Data provided:
++++++++

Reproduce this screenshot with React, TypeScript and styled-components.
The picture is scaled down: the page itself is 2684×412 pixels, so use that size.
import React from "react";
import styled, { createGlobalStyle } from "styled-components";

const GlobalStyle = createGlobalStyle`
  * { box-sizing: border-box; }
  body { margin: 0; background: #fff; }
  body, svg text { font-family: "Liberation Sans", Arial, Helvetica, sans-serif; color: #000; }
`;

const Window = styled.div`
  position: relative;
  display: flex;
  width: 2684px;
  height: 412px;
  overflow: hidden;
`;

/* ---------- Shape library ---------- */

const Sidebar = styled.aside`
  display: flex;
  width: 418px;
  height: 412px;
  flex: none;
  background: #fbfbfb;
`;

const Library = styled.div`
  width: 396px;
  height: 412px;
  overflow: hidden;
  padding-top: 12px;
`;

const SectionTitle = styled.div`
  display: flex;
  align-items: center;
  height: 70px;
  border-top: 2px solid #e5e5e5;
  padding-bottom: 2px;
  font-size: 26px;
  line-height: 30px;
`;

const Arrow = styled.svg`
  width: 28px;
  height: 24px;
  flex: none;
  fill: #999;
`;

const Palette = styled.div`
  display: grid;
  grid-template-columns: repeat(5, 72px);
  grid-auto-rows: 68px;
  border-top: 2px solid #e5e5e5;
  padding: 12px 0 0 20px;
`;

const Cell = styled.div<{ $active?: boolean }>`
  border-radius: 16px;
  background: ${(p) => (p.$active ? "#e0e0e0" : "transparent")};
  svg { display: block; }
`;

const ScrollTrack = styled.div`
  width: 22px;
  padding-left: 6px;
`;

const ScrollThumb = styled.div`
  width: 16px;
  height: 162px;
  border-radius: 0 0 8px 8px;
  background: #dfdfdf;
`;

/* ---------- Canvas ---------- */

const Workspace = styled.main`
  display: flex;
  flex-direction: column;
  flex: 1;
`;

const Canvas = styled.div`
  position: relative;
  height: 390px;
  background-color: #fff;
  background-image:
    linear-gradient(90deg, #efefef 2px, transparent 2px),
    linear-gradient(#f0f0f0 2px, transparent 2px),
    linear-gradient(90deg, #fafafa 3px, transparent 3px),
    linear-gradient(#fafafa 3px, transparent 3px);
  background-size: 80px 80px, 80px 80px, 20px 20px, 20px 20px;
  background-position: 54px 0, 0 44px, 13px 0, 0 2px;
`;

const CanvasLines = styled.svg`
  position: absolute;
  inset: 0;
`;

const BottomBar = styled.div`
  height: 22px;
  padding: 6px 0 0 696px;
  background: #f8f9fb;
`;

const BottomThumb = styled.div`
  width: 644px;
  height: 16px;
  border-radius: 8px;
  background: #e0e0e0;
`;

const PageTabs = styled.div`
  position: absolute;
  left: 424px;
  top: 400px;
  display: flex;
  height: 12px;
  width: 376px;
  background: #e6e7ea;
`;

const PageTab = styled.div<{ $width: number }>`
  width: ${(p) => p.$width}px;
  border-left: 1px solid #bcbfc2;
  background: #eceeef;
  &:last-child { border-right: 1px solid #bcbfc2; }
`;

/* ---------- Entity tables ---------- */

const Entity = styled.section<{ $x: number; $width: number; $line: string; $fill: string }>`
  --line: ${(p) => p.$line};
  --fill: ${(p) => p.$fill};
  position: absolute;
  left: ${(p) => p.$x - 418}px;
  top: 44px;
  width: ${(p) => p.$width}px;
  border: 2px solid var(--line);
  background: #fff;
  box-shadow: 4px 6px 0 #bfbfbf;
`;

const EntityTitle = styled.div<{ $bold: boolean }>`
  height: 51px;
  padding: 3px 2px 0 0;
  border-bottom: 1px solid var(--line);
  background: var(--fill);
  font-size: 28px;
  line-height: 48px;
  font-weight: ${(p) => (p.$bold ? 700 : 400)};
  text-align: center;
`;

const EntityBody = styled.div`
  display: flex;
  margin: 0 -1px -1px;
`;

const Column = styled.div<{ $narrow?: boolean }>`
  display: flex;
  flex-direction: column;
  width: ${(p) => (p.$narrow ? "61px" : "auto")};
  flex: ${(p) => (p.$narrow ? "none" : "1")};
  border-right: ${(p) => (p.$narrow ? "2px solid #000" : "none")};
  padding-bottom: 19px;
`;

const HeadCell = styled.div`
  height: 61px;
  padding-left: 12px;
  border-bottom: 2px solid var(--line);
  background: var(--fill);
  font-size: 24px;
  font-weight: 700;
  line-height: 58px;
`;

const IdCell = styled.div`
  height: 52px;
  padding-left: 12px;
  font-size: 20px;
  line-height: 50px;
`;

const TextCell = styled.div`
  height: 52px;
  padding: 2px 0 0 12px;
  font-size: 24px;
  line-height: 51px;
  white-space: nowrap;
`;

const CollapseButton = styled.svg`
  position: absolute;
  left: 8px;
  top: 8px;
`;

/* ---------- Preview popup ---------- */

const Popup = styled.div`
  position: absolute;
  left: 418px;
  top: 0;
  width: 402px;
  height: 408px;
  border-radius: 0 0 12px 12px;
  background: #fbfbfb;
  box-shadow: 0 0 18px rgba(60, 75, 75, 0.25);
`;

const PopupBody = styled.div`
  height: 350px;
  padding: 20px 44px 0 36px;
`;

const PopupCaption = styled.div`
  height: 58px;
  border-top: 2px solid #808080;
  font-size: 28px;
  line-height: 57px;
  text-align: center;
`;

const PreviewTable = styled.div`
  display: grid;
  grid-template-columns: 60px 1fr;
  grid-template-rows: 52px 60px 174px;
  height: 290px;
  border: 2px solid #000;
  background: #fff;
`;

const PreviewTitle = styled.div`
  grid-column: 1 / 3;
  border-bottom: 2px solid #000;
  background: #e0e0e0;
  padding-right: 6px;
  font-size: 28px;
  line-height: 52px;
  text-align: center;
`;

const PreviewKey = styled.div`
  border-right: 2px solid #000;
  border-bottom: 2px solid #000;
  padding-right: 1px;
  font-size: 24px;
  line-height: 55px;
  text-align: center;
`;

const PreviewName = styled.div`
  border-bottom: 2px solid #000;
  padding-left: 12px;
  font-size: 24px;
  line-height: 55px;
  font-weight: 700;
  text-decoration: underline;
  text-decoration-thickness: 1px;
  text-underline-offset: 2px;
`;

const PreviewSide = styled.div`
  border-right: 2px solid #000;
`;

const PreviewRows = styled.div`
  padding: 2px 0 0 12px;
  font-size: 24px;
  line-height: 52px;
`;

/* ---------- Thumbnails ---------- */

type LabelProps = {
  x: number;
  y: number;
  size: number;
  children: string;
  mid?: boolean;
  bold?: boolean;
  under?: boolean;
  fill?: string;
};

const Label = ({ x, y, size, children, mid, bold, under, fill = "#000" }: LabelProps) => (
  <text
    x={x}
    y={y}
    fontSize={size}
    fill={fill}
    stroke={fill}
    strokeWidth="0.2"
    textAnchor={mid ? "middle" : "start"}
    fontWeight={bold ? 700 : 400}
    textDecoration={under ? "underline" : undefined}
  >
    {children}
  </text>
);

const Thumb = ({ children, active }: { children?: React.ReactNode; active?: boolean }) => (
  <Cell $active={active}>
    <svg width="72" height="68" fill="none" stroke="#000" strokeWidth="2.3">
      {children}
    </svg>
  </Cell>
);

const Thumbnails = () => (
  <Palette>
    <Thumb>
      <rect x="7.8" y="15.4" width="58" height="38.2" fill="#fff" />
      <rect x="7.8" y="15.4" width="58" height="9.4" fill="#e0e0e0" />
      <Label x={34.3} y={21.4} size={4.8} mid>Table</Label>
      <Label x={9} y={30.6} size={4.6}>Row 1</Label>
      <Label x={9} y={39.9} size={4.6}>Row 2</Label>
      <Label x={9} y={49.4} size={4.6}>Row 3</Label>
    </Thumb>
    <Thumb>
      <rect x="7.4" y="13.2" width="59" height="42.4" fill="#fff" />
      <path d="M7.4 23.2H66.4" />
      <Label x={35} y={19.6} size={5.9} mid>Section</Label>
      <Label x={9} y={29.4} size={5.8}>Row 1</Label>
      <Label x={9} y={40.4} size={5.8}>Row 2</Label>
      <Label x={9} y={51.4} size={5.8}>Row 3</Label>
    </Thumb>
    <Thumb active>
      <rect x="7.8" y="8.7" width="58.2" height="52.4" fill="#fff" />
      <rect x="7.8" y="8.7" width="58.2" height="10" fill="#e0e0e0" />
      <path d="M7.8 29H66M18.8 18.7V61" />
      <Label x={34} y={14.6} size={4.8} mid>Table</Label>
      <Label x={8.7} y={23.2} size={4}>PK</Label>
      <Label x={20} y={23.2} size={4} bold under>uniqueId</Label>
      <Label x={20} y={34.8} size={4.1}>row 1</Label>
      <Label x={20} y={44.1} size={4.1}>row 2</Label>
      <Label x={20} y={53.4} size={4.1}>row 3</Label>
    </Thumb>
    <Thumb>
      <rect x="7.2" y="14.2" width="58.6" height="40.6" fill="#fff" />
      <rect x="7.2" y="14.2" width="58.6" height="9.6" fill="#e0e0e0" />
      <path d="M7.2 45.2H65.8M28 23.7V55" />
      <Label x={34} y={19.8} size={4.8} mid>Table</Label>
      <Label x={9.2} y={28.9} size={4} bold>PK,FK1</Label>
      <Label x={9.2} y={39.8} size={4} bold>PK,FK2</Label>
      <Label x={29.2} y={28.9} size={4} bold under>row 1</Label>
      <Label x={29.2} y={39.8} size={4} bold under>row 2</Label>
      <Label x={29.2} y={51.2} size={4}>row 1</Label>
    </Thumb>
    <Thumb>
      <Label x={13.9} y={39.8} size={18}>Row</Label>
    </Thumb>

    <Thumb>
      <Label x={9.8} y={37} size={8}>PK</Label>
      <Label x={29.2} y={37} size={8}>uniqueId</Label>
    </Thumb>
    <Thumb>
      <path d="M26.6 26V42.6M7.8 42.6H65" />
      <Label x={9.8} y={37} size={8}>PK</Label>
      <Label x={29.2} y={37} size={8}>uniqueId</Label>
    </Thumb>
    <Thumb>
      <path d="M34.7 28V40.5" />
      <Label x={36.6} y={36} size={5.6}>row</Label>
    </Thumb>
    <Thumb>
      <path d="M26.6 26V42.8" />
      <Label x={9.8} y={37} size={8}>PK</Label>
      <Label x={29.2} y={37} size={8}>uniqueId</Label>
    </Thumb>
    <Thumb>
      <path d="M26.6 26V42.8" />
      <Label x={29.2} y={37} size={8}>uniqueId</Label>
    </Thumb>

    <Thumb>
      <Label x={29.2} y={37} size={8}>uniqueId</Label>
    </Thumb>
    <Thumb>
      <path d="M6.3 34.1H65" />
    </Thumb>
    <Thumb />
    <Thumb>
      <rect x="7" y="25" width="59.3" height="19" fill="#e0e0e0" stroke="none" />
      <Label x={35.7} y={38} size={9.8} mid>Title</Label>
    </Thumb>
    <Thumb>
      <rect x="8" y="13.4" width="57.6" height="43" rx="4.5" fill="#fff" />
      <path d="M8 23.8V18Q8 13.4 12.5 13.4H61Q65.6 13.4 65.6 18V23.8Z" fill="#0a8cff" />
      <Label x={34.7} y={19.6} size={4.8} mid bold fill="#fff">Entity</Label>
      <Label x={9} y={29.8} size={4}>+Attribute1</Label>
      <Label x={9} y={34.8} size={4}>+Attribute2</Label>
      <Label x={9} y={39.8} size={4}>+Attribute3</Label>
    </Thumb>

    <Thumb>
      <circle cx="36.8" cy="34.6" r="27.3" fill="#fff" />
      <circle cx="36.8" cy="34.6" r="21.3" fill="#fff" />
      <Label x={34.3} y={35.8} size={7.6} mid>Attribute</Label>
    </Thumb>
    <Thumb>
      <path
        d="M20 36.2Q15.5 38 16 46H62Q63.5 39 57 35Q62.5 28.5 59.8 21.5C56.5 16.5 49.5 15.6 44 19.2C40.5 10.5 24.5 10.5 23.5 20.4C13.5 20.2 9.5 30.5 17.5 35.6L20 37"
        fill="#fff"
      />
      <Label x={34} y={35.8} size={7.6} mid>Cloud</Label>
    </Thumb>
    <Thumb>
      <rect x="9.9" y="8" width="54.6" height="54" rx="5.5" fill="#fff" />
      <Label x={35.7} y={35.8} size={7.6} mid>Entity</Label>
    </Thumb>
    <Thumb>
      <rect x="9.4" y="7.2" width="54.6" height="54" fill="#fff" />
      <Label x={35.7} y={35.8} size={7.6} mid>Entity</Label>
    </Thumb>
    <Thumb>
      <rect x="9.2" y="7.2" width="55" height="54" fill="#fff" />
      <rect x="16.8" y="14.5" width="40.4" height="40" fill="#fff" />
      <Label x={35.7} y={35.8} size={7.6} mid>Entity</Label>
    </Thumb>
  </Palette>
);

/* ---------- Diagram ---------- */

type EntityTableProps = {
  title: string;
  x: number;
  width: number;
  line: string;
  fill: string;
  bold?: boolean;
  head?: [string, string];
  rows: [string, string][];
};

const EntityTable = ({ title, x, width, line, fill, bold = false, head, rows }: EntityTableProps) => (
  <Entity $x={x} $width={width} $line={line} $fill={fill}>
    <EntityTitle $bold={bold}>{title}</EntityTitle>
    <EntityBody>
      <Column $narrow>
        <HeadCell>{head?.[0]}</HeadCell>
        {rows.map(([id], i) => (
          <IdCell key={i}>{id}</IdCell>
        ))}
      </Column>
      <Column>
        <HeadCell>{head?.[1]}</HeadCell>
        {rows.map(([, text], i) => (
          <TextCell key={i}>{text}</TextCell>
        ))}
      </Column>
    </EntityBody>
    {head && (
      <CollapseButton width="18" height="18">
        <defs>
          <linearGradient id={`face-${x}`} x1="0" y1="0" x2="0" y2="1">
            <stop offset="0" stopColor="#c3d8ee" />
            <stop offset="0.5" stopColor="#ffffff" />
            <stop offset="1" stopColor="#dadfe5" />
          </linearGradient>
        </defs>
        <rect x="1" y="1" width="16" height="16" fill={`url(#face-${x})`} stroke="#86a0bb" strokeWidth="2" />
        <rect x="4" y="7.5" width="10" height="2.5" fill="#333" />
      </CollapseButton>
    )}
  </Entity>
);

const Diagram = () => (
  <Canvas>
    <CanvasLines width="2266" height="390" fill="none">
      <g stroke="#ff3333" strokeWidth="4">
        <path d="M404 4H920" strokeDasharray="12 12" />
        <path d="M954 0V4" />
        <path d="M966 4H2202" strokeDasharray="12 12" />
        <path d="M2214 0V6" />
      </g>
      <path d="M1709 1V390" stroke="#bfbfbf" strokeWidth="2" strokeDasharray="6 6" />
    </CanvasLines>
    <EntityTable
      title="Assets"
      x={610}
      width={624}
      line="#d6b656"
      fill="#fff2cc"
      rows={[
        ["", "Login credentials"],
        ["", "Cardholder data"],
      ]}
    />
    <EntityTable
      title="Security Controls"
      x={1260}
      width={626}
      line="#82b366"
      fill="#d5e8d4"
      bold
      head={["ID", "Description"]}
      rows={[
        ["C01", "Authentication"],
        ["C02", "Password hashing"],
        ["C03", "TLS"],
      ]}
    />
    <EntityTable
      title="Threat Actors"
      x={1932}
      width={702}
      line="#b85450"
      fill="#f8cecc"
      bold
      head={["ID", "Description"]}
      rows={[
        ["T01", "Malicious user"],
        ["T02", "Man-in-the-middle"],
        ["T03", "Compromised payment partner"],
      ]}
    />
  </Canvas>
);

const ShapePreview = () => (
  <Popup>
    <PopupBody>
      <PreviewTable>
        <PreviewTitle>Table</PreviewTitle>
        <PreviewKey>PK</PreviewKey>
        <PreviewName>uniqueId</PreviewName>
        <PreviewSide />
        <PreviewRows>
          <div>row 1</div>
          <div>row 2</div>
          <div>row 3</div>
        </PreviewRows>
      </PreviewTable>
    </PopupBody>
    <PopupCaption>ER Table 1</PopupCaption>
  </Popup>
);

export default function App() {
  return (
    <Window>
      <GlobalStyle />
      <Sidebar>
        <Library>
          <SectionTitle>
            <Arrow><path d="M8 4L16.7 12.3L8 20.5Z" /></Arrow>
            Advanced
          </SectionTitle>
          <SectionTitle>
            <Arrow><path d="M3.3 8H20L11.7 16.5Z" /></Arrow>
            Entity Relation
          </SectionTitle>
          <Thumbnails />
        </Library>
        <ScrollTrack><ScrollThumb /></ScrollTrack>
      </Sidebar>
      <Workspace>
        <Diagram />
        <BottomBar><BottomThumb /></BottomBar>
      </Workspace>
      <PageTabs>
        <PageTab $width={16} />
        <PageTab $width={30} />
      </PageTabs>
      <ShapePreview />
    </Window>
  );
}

++++++++

Exercise aim: Write out, exactly and with nothing else, the lines of the listing above from its first line through the line with "library ---------- */".

Full solution:
Reproduce this screenshot with React, TypeScript and styled-components.
The picture is scaled down: the page itself is 2684×412 pixels, so use that size.
import React from "react";
import styled, { createGlobalStyle } from "styled-components";

const GlobalStyle = createGlobalStyle`
  * { box-sizing: border-box; }
  body { margin: 0; background: #fff; }
  body, svg text { font-family: "Liberation Sans", Arial, Helvetica, sans-serif; color: #000; }
`;

const Window = styled.div`
  position: relative;
  display: flex;
  width: 2684px;
  height: 412px;
  overflow: hidden;
`;

/* ---------- Shape library ---------- */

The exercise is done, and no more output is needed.